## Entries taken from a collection
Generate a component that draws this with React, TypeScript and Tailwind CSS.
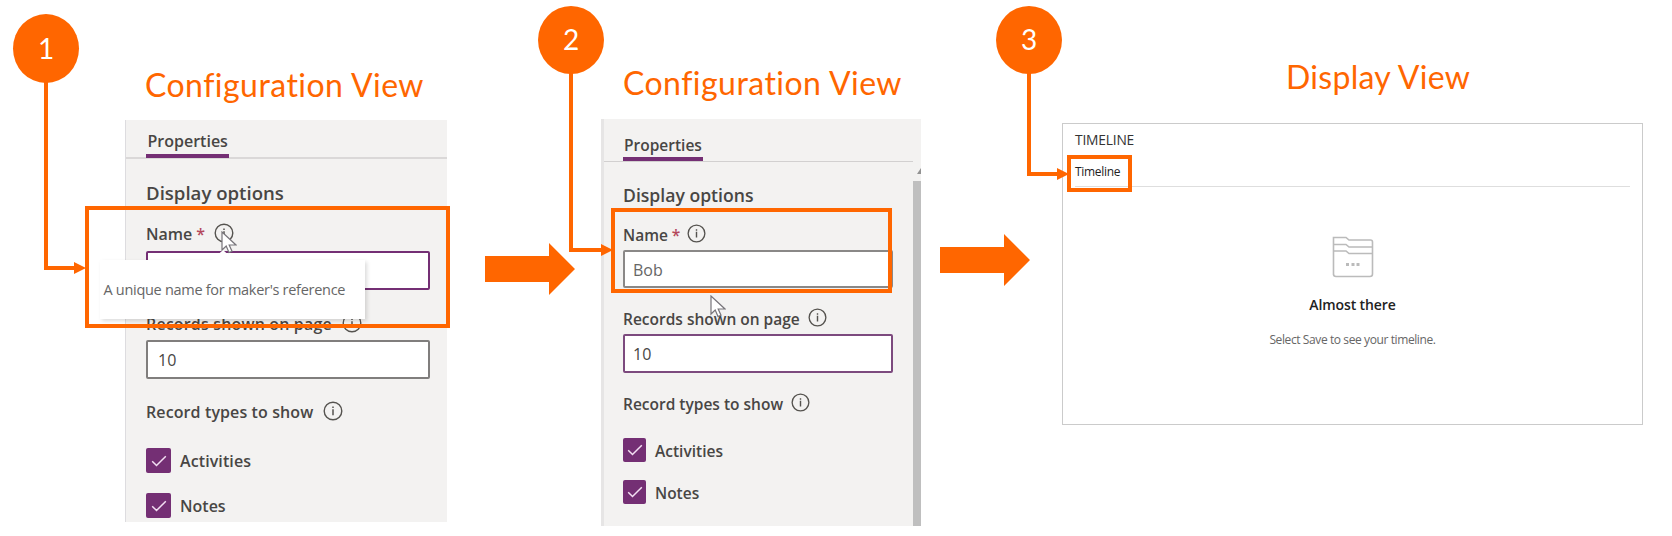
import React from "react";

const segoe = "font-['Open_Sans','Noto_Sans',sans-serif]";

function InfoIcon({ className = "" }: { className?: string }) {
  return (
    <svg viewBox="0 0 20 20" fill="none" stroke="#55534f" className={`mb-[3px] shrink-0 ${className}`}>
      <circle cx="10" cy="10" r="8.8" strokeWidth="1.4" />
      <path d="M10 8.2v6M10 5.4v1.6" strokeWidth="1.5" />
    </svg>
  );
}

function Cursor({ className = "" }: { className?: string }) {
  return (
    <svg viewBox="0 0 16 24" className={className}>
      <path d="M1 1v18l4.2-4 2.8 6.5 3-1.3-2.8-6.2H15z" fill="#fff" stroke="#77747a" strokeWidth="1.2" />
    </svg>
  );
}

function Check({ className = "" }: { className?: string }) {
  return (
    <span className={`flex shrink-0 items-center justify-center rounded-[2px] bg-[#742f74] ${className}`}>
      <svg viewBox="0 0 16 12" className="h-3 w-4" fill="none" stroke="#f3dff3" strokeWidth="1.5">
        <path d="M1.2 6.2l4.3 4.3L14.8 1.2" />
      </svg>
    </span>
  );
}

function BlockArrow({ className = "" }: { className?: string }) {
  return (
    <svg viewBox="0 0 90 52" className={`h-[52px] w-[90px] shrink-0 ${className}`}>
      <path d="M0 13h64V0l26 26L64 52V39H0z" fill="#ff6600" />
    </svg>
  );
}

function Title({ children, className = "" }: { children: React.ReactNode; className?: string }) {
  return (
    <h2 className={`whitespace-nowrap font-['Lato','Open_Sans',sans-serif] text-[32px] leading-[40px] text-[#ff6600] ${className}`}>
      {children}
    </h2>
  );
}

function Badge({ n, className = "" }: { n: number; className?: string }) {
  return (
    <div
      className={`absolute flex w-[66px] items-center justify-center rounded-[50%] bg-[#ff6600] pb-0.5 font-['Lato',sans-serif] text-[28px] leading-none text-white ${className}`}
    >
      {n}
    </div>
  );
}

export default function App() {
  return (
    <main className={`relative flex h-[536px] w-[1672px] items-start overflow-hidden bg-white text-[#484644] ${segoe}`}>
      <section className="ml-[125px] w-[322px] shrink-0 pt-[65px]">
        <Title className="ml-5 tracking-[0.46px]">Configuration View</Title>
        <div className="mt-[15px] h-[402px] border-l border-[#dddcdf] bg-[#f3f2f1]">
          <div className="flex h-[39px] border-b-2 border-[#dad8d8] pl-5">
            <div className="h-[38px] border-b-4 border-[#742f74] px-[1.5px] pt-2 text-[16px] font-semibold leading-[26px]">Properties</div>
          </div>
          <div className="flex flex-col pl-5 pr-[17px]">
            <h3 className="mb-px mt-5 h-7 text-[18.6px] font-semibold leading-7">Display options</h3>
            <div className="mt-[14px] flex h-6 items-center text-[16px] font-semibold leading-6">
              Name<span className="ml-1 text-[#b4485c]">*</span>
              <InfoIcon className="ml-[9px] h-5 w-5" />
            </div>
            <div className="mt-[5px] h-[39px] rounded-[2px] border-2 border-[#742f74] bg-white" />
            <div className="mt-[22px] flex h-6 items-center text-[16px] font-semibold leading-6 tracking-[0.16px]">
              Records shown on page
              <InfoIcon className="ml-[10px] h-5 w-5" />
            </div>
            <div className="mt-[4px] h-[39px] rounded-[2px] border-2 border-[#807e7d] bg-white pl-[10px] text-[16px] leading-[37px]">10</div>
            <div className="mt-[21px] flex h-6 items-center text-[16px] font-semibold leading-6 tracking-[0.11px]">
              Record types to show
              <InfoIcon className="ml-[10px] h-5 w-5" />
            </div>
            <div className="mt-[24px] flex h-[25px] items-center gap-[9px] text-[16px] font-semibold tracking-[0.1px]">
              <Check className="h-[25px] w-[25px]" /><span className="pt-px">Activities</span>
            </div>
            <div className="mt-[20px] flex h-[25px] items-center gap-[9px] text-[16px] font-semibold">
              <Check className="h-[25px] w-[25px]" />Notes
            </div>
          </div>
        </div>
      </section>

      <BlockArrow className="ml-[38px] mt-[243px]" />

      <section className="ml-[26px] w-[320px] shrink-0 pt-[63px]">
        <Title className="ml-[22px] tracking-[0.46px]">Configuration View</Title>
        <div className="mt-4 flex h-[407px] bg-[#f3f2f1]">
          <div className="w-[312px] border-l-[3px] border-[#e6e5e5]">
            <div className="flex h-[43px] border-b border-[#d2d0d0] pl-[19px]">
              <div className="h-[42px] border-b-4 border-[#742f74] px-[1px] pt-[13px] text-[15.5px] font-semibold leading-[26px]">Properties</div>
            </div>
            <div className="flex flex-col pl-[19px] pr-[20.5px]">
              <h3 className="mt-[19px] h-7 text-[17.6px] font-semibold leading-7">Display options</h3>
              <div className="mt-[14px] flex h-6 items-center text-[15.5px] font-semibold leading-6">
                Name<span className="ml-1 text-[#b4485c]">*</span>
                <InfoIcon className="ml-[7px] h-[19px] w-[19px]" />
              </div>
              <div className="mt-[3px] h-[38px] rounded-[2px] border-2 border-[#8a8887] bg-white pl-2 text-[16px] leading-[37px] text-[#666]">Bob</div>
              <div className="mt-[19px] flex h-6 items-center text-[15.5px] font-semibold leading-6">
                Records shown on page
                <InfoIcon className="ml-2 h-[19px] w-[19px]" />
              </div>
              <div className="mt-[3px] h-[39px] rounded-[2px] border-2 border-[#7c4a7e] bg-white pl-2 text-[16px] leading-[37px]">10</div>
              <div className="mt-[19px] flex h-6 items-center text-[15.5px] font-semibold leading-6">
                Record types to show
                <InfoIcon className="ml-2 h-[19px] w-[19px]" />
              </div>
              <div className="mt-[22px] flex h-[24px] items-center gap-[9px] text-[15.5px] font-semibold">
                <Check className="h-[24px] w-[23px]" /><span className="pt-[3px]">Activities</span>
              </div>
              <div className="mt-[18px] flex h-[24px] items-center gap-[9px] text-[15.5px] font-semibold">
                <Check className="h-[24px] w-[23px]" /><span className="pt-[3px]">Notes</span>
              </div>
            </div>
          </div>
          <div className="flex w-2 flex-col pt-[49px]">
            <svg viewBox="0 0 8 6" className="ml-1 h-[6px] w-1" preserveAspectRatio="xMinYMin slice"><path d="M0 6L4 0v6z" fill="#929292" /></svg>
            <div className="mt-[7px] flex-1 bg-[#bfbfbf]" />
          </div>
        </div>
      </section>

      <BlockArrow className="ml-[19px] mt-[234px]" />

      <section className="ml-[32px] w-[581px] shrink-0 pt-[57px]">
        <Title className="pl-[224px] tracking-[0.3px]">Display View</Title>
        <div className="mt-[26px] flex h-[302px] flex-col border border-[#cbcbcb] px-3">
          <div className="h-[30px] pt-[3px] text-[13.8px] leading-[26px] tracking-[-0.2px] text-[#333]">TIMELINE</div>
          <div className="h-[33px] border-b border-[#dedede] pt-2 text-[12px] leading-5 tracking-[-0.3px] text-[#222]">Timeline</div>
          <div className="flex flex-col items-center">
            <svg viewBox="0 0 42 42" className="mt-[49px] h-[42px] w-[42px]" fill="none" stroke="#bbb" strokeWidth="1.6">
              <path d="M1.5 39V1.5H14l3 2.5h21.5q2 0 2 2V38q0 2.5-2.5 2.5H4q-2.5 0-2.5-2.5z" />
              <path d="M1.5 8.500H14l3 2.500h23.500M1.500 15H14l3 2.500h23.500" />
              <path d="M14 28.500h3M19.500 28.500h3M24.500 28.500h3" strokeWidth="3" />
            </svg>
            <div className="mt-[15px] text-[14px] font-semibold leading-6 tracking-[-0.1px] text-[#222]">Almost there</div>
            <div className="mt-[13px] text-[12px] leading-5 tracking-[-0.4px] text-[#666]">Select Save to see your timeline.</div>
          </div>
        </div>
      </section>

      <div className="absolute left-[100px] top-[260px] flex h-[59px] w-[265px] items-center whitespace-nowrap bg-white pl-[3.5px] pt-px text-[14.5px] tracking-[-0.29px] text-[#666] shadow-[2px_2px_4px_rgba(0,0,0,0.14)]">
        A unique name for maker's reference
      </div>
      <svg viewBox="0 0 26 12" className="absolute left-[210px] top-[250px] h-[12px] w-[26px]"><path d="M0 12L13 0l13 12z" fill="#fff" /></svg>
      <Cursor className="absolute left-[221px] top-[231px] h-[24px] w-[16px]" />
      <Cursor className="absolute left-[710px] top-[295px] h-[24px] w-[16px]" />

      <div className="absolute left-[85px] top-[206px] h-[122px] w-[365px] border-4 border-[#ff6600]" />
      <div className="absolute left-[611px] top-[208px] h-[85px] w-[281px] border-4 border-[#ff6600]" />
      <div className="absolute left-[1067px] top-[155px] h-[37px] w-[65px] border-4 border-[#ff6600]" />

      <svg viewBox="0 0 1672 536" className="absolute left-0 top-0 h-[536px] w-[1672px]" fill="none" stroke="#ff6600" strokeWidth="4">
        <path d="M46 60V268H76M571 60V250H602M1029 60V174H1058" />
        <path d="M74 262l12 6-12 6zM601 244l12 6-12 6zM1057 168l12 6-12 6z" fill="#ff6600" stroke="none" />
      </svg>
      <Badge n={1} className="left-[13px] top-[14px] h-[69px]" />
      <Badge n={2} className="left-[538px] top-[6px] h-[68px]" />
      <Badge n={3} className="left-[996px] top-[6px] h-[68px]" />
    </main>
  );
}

==

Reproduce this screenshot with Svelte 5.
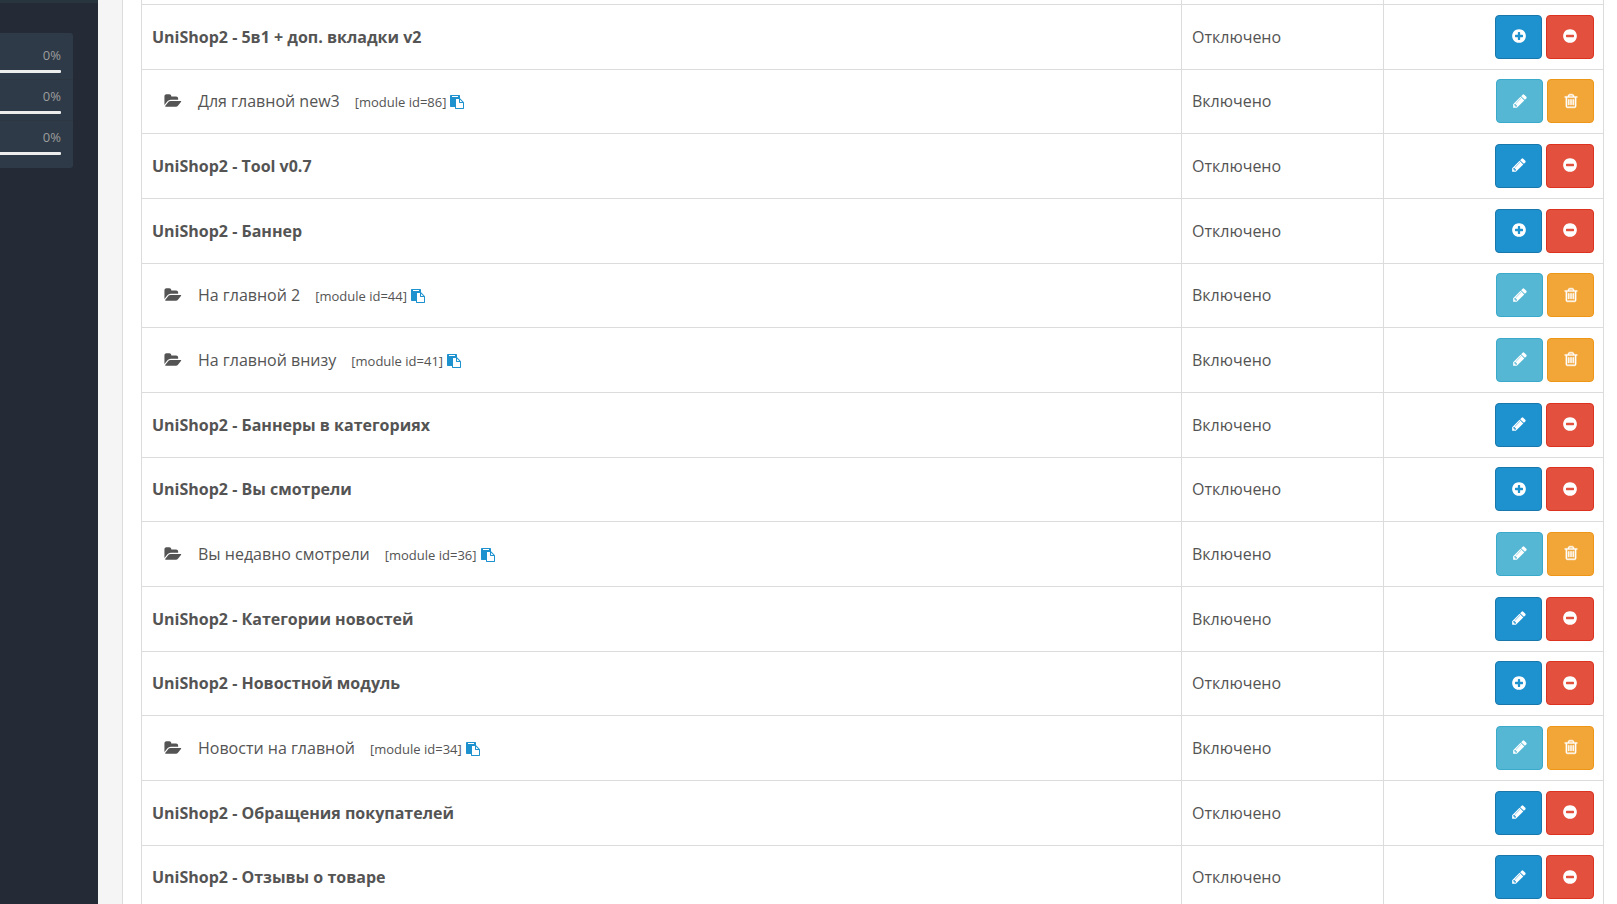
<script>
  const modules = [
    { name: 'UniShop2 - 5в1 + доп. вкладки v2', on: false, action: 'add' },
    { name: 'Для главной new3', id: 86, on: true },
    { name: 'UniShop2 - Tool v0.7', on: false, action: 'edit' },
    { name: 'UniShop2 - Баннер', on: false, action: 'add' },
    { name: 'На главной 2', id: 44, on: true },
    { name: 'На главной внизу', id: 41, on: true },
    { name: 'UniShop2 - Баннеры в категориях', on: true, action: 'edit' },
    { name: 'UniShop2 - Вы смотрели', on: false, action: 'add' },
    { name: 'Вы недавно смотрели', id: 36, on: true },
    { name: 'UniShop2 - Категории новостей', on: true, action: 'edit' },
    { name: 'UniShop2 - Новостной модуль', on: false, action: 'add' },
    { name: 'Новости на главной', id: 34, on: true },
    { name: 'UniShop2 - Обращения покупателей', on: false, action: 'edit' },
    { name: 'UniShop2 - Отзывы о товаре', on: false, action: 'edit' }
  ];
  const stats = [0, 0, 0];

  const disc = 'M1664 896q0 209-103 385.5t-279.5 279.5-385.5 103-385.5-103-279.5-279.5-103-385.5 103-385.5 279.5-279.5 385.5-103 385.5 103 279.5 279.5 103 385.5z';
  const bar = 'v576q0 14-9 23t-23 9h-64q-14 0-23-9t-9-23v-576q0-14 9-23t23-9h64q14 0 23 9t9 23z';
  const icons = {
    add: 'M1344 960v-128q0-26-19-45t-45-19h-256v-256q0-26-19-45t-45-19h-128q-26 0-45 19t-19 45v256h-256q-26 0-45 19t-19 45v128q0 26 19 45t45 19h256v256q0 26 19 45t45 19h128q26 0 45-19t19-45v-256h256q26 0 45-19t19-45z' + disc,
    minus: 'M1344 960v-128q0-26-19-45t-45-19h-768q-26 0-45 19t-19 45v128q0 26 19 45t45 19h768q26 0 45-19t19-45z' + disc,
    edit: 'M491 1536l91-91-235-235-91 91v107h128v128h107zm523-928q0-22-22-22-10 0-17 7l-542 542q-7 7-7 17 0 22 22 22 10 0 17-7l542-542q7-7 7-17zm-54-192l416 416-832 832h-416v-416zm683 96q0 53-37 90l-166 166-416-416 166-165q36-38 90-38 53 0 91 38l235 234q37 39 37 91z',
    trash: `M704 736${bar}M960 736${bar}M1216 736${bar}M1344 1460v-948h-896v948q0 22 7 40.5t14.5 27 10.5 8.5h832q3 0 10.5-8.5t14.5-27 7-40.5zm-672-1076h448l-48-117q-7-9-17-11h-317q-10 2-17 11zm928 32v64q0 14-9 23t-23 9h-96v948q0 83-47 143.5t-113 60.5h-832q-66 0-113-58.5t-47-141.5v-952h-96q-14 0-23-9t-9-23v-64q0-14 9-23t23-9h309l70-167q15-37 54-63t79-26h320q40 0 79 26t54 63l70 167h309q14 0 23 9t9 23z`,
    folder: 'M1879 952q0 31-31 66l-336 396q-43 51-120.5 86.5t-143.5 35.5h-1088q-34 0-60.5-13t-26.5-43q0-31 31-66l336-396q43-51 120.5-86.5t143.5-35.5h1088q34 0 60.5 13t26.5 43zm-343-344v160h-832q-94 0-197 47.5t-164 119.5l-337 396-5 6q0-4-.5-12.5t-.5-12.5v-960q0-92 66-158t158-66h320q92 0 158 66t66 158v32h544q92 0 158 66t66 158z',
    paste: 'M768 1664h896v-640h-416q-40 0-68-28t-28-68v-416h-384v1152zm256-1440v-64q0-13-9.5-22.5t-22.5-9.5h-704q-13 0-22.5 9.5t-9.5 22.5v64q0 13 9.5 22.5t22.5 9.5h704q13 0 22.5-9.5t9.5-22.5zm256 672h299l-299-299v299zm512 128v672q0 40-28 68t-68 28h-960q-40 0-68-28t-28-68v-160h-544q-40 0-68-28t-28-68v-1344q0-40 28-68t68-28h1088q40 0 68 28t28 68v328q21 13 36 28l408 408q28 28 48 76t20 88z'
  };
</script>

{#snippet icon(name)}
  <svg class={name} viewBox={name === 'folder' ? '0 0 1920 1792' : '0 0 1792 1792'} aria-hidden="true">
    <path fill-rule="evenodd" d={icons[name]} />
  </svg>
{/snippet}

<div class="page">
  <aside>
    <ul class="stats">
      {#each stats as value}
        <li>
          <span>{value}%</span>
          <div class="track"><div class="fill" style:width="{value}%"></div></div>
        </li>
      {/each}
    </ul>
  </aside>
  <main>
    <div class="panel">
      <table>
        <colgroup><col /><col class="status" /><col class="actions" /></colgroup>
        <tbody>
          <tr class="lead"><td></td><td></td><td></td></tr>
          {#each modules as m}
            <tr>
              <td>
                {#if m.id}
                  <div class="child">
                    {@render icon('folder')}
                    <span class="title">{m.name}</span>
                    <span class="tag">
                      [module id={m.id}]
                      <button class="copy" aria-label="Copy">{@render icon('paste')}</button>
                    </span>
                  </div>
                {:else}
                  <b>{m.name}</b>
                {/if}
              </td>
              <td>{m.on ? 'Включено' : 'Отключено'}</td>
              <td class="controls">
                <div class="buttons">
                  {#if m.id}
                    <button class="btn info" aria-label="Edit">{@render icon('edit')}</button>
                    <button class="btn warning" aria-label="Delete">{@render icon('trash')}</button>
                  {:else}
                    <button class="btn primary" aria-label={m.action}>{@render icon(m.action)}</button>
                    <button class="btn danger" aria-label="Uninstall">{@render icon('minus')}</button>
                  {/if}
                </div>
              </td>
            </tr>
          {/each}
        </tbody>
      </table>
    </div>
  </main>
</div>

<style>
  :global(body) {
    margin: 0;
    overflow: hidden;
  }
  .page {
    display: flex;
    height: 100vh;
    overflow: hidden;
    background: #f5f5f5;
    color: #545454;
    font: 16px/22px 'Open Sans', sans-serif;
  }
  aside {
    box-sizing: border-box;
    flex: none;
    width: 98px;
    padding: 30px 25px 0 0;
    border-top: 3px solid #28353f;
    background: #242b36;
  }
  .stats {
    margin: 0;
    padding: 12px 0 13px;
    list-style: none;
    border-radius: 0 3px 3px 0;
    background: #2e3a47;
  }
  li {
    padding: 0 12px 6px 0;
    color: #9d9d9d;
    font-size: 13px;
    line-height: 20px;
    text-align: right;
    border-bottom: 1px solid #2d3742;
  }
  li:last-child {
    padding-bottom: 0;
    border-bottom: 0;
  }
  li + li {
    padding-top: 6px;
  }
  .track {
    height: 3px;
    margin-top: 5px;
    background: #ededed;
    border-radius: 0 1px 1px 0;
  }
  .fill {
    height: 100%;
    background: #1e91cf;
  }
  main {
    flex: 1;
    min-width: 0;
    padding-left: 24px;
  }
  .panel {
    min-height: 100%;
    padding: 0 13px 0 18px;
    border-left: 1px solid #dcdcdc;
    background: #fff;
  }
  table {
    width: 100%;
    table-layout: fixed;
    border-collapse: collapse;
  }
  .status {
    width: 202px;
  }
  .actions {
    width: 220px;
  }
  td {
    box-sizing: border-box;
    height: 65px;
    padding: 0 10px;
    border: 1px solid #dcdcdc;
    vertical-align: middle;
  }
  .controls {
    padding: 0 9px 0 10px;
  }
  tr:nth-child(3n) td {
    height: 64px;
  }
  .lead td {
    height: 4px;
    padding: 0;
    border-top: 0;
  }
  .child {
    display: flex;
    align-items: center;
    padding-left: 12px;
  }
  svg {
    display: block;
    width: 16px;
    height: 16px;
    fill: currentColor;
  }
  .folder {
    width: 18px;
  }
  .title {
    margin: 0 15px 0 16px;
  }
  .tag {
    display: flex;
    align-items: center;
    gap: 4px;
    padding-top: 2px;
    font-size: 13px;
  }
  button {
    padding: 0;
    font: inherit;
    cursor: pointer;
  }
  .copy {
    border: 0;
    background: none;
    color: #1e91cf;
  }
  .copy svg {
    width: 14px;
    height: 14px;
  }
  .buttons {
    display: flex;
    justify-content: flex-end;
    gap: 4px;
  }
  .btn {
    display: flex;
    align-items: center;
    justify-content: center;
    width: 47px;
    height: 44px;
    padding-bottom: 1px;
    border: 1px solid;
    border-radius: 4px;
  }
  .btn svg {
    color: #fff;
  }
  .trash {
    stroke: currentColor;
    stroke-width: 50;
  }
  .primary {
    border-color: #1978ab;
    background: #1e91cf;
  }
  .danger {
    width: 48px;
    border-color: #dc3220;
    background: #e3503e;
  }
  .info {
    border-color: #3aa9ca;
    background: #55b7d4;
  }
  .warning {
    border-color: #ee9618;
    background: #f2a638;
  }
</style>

## Set task
Copy the lines above exactly, starting with the line that contains "Reproduce this screenshot with Svelte 5." and ending with the line that contains "const stats = [0, 0, 0];", and leave out any pictures.

## Solution for this task
Reproduce this screenshot with Svelte 5.
<script>
  const modules = [
    { name: 'UniShop2 - 5в1 + доп. вкладки v2', on: false, action: 'add' },
    { name: 'Для главной new3', id: 86, on: true },
    { name: 'UniShop2 - Tool v0.7', on: false, action: 'edit' },
    { name: 'UniShop2 - Баннер', on: false, action: 'add' },
    { name: 'На главной 2', id: 44, on: true },
    { name: 'На главной внизу', id: 41, on: true },
    { name: 'UniShop2 - Баннеры в категориях', on: true, action: 'edit' },
    { name: 'UniShop2 - Вы смотрели', on: false, action: 'add' },
    { name: 'Вы недавно смотрели', id: 36, on: true },
    { name: 'UniShop2 - Категории новостей', on: true, action: 'edit' },
    { name: 'UniShop2 - Новостной модуль', on: false, action: 'add' },
    { name: 'Новости на главной', id: 34, on: true },
    { name: 'UniShop2 - Обращения покупателей', on: false, action: 'edit' },
    { name: 'UniShop2 - Отзывы о товаре', on: false, action: 'edit' }
  ];
  const stats = [0, 0, 0];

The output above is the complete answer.